Vendors who operate a flea market in Aqueduct race track's parking lot say odds are they'll be the big losers now that developers have broken ground for a new casino.
A group of 100 vendors from the Plain and Fancy flea market protested yesterday's groundbreaking ceremony, which was attended by dignitaries and elected officials, including Gov. Paterson. The vendors say they have not been told where they will be able to move when the market's lease expires in December.
"The flea market has been here for over 25 years," said food vendor Alfredo Goyochea, 42. "These are good local jobs. If the market is not here I don't know what I will do."
Casino developer Genting New York has said the project will create nearly 1,300 construction jobs and 800 permanent jobs for the community.
Dan Silver, a spokesman for the New York Racing Association, which runs Aqueduct, said the association and Genting "are discussing what will happen next" for the displaced vendors.
But the merchants who sell from the South Ozone Park market three times a week said the construction will cost them their livelihood if they don't find a similar site.

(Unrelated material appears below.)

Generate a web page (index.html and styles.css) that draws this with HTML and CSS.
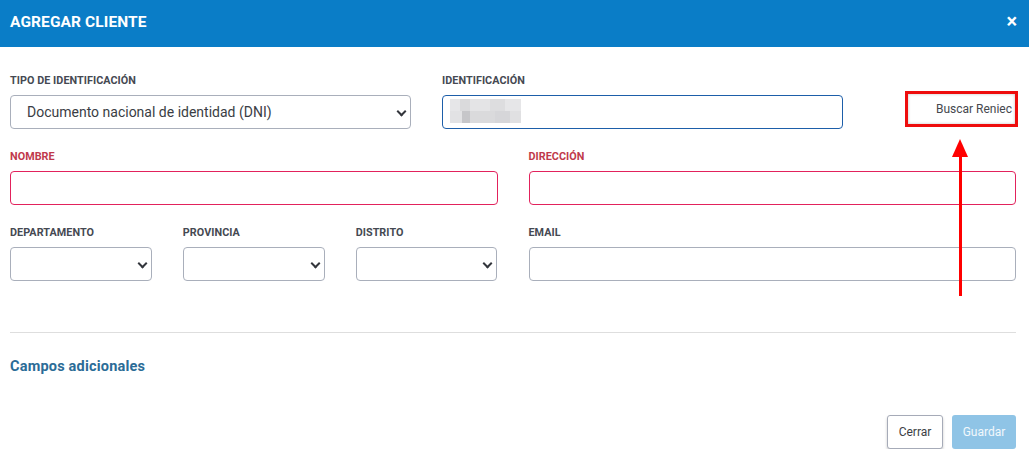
FILE: index.html
```html
<!DOCTYPE html>
<html>
<head>
    <meta charset="UTF-8">
    <title>Agregar cliente</title>
    <link rel="stylesheet" href="styles.css">
</head>
<body>
	<header class="modal-header">
		<h1>AGREGAR CLIENTE</h1>
		<span class="close">&times;</span>
	</header>
	<main class="modal-body">
		<div class="row">
			<div class="field col-5">
				<label>Tipo de identificación</label>
				<div class="select">Documento nacional de identidad (DNI)</div>
			</div>
			<div class="field col-5">
				<label>Identificación</label>
				<div class="input focus"><span class="blur"></span></div>
			</div>
			<div class="field col-2 reniec">
				<button class="btn-reniec">Buscar Reniec</button>
				<div class="arrow"></div>
			</div>
		</div>
		<div class="row">
			<div class="field col-6 error">
				<label>Nombre</label>
				<div class="input"></div>
			</div>
			<div class="field col-6 error">
				<label>Dirección</label>
				<div class="input"></div>
			</div>
		</div>
		<div class="row">
			<div class="col-6 sub">
				<div class="field">
					<label>Departamento</label>
					<div class="select"></div>
				</div>
				<div class="field">
					<label>Provincia</label>
					<div class="select"></div>
				</div>
				<div class="field">
					<label>Distrito</label>
					<div class="select"></div>
				</div>
			</div>
			<div class="field col-6">
				<label>Email</label>
				<div class="input"></div>
			</div>
		</div>
		<hr>
		<h2>Campos adicionales</h2>
		<footer class="actions">
			<button class="btn-close">Cerrar</button>
			<button class="btn-save">Guardar</button>
		</footer>
	</main>
</body>
</html>
```

FILE: styles.css
```css
body,h1,h2{
	margin: 0;
}
body{
	font-family: Roboto, "Liberation Sans", sans-serif;
	background: #fff;
	color: #3f434b;
}
.modal-header{
	height: 47px;
	background: #0a7dc7;
	color: #fff;
	display: flex;
	align-items: center;
	justify-content: space-between;
	padding: 0 12px 0 10px;
}
.modal-header h1{
	font-size: 15.5px;
	font-weight: 700;
	letter-spacing: 0.1px;
	padding-bottom: 4px;
}
.close{
	font-size: 20px;
	font-weight: 700;
	line-height: 1;
	padding-bottom: 6px;
}
.modal-body{
	padding: 27px 13px 0 10px;
}
.row{
	display: grid;
	grid-template-columns: repeat(12, 1fr);
	column-gap: 31px;
	margin-bottom: 21px;
}
.col-2{grid-column: span 2}
.col-5{grid-column: span 5}
.col-6{grid-column: span 6}
.sub{
	display: grid;
	grid-template-columns: repeat(3, 1fr);
	column-gap: 31px;
}
.field label{
	display: block;
	font-size: 10.8px;
	line-height: 13px;
	font-weight: 700;
	text-transform: uppercase;
	letter-spacing: 0.05px;
	color: #454952;
	margin-bottom: 8px;
}
.field.error label{
	color: #c0394b;
}
.input, .select{
	height: 34px;
	box-sizing: border-box;
	border: 1px solid #a9afbb;
	border-radius: 4px;
	background: #fff;
}
.field.error .input{
	border-color: #e2225c;
}
.input.focus{
	border-color: #1d5ea9;
	padding: 3px 0 0 7px;
}
.blur{
	display: block;
	width: 71px;
	height: 24px;
	background:
		linear-gradient(90deg, #e6e6e8 0 10px, #dadadc 10px 20px, #e4e4e6 20px 40px, #dddddf 40px 55px, #e6e6e8 55px) top / 100% 50% no-repeat,
		linear-gradient(90deg, #e2e2e4 0 12px, #c6c6c9 12px 20px, #dadadc 20px 45px, #d6d6d9 45px 60px, #e0e0e2 60px) bottom / 100% 50% no-repeat;
}
.select{
	position: relative;
	font-size: 14px;
	line-height: 32px;
	padding-left: 16px;
	color: #3a3d44;
}
.select:after{
	content: "";
	position: absolute;
	right: 5px;
	top: 12px;
	width: 5px;
	height: 5px;
	border-right: 2px solid #33363c;
	border-bottom: 2px solid #33363c;
	transform: rotate(45deg);
}
.reniec{
	position: relative;
	display: flex;
	justify-content: flex-end;
	align-items: flex-start;
	padding-top: 17px;
}
.btn-reniec{
	width: 113px;
	height: 36px;
	box-sizing: border-box;
	border: 3px solid #ee0d0d;
	background: #fff;
	box-shadow: inset 0 0 3px rgba(0,0,0,0.25);
	font-family: inherit;
	font-size: 12px;
	color: #45484e;
	text-align: right;
	padding: 0 3px 0 0;
	margin-right: -2px;
}
.arrow{
	position: absolute;
	left: 85px;
	top: 80px;
	width: 3px;
	height: 142px;
	background: #f00;
}
.arrow:before{
	content: "";
	position: absolute;
	left: -7px;
	top: -15px;
	border-left: 8.5px solid transparent;
	border-right: 8.5px solid transparent;
	border-bottom: 18px solid #f00;
}
hr{
	border: 0;
	border-top: 1px solid #dedede;
	margin: 51px 0 0 0;
}
h2{
	font-size: 14.5px;
	font-weight: 700;
	color: #2b6c97;
	margin-top: 25px;
	letter-spacing: 0.2px;
}
.actions{
	display: flex;
	justify-content: flex-end;
	gap: 9px;
	margin-top: 40px;
}
.actions button{
	height: 34px;
	box-sizing: border-box;
	border-radius: 3px;
	font-family: inherit;
	font-size: 12px;
}
.btn-close{
	width: 56px;
	border: 1px solid #a6abb8;
	background: #fff;
	color: #3b3e45;
	box-shadow: 0 2px 3px rgba(0,0,0,0.2);
}
.btn-save{
	width: 64px;
	border: 0;
	background: #8fc4e6;
	color: #f2f8fc;
}
```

"We are not against the casino," said clothing vendor Michael Aziz, 34. "But there are 1,000 vendors here who hire at least one or two workers. Those are permanent jobs. For many of us this is our only source of income."
It's not just the vendors who are upset about the market's potential shuttering.
"I'm on a fixed income so I buy everything I need here," said Georgia Bynes, 72, of South Ozone Park. "I buy my food here, my clothes, all my children's clothes. It's what I can afford. This is a great thing for this low-income community."
It was unclear to many of the vendors whether NYRA or Plain and Fancy's management is responsible for finding the market a new home. NYRA is under no obligation to renew the market's lease, an official said.
"We just want someone to tell us something," Aziz said. "There has been no communication. We just want to be able to sit down and discuss our future with them."
The management of Plain and Fancy has not told the vendors their plans for moving the flea market, and discouraged vendors from protesting the groundbreaking, vendors said. Plain and Fancy did not return repeated calls for comment.